§ **What you need to do**: How many lines in this data contain the string "React"? Reply with the number only.

* Start Material for this exercise *

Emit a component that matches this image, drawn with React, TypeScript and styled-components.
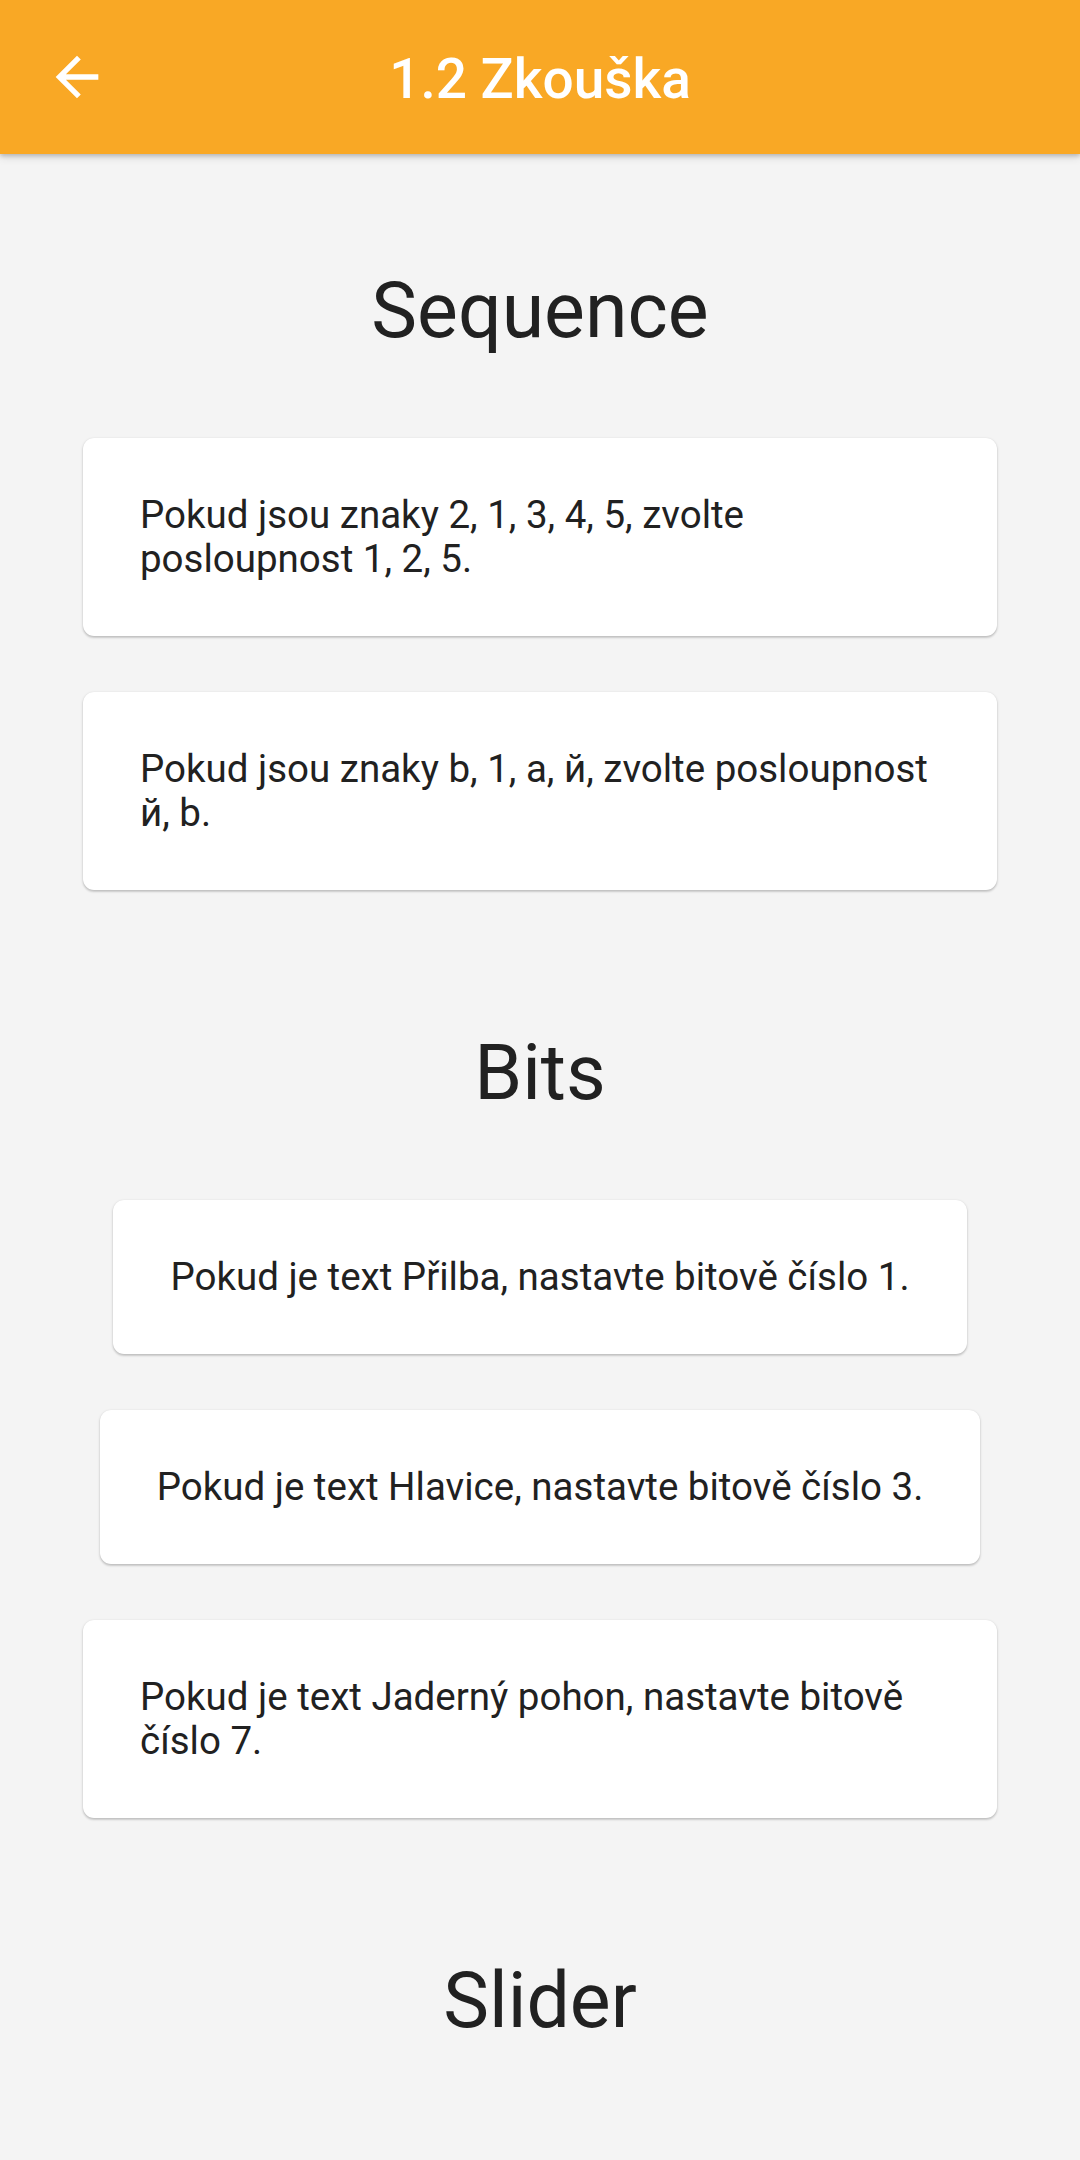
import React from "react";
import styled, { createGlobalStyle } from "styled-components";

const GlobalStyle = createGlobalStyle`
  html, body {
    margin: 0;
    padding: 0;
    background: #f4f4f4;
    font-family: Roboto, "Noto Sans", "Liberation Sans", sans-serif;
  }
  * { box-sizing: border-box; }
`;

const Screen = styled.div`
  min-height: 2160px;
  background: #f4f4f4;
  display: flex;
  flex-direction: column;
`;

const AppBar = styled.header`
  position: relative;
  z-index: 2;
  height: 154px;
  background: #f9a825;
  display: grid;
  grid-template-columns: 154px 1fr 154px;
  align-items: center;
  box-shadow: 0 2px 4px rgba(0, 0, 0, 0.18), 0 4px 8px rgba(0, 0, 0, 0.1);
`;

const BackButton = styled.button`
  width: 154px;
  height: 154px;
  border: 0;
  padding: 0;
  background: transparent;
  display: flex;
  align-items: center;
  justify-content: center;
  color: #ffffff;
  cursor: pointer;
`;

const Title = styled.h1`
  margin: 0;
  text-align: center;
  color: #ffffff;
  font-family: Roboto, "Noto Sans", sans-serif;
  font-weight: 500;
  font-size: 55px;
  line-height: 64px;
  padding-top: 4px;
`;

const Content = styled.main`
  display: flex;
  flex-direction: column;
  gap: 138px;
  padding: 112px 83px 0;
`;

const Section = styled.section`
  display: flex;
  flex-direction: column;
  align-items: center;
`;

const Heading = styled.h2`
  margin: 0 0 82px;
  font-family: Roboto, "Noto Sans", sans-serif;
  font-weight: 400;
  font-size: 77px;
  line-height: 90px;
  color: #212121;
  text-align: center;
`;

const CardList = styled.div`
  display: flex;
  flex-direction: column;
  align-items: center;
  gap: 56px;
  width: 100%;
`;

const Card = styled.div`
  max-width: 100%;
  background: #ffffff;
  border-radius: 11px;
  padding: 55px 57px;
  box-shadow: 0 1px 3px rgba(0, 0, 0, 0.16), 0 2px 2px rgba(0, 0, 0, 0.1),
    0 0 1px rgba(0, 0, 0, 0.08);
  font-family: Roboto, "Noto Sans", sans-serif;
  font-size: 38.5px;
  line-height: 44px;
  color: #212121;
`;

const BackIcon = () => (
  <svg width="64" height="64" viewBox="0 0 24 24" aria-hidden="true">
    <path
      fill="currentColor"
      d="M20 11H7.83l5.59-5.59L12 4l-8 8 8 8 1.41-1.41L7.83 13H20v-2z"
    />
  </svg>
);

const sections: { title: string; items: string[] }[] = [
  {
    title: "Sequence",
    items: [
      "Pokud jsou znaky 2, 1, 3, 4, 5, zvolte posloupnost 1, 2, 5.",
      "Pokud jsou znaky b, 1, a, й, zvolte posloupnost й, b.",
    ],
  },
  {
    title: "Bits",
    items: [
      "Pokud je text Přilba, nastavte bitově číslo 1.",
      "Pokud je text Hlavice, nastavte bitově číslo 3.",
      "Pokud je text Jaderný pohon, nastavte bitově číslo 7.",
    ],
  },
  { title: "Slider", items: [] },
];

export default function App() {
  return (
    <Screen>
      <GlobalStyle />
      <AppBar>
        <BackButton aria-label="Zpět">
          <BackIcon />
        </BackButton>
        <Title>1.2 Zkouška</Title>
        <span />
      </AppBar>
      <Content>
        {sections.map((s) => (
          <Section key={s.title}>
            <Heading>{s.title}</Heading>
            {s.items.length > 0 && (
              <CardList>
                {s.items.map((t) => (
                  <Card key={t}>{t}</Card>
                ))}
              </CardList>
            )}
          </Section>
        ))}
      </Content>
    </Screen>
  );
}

* End Material for this exercise *
* Start Material for this exercise *

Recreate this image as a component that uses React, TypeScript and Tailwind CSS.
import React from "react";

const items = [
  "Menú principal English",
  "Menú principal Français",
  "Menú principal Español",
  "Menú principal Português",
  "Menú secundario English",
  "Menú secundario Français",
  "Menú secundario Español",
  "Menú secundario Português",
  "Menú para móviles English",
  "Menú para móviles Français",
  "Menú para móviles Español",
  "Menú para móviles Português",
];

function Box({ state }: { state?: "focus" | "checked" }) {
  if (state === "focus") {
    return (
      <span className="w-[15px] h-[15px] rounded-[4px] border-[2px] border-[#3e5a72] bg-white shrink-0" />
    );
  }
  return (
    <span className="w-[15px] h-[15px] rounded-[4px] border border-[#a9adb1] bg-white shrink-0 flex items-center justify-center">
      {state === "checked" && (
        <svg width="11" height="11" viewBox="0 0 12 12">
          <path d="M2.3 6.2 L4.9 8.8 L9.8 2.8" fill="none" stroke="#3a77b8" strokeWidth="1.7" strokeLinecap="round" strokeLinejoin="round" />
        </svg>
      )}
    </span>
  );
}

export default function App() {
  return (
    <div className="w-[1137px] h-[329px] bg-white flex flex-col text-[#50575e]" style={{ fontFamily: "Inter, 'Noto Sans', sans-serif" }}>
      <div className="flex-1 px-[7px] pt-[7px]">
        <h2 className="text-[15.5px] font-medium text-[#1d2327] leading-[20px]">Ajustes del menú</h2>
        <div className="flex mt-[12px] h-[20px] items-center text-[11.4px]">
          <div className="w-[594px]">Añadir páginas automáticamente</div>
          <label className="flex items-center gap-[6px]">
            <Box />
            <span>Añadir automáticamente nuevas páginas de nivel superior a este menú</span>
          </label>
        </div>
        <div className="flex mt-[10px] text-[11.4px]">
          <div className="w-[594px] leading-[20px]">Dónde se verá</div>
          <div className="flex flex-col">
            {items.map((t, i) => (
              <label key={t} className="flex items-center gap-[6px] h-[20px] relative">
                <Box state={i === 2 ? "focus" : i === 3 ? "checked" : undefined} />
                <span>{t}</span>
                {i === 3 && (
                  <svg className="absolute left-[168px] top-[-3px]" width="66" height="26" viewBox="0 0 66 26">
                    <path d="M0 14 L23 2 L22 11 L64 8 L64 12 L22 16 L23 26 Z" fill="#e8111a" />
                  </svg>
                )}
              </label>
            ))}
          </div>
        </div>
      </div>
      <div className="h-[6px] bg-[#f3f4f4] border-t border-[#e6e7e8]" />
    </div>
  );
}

* End Material for this exercise *
* Start Material for this exercise *

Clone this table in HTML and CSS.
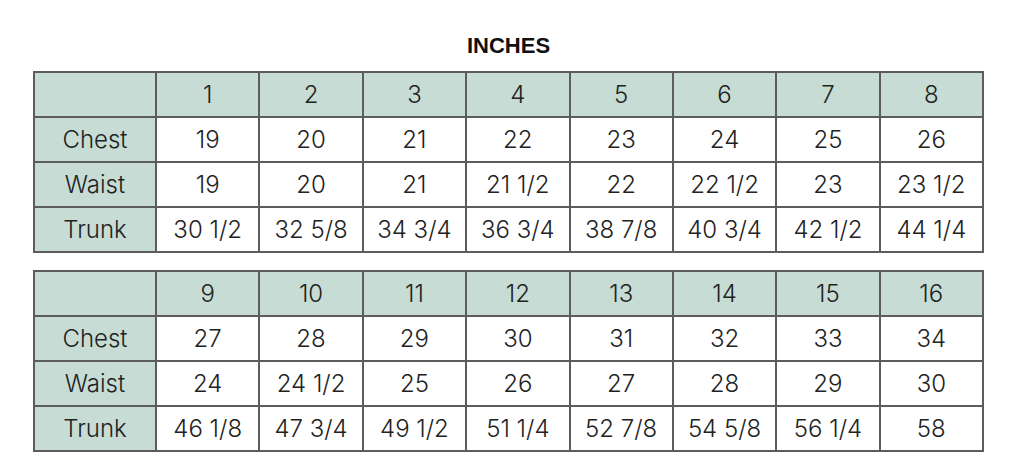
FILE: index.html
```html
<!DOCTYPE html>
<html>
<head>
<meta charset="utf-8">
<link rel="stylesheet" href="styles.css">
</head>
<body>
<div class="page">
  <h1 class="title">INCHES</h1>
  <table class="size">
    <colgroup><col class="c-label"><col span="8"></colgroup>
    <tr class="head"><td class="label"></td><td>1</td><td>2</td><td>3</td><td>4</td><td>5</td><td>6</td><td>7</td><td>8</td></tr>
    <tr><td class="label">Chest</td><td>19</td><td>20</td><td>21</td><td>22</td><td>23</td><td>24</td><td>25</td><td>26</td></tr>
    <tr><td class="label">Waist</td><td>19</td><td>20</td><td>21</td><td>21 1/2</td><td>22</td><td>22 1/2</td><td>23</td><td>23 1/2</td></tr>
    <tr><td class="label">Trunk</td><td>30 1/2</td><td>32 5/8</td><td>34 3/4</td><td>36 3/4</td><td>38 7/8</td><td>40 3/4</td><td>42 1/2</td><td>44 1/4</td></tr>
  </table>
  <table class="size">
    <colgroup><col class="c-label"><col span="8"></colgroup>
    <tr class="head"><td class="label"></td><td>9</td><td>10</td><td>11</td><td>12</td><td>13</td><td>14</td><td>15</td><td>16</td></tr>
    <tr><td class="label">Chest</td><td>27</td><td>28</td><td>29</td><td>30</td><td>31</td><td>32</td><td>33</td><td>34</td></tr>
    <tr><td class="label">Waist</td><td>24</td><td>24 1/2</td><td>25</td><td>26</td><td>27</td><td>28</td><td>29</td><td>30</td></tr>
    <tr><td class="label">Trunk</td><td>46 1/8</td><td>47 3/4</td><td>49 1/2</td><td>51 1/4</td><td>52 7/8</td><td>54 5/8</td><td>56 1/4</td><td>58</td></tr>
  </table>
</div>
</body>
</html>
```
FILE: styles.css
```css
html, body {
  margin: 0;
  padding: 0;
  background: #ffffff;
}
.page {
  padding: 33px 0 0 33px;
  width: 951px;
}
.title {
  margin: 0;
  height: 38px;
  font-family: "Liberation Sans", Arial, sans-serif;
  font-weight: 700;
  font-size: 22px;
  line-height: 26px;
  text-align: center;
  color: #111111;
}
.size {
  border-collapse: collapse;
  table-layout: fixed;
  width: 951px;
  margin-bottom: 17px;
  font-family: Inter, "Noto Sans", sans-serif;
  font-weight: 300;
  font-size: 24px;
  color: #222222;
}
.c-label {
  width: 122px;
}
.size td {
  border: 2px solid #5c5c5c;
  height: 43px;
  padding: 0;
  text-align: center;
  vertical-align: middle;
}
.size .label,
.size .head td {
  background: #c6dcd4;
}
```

* End Material for this exercise *

§ **Worked answer**: 4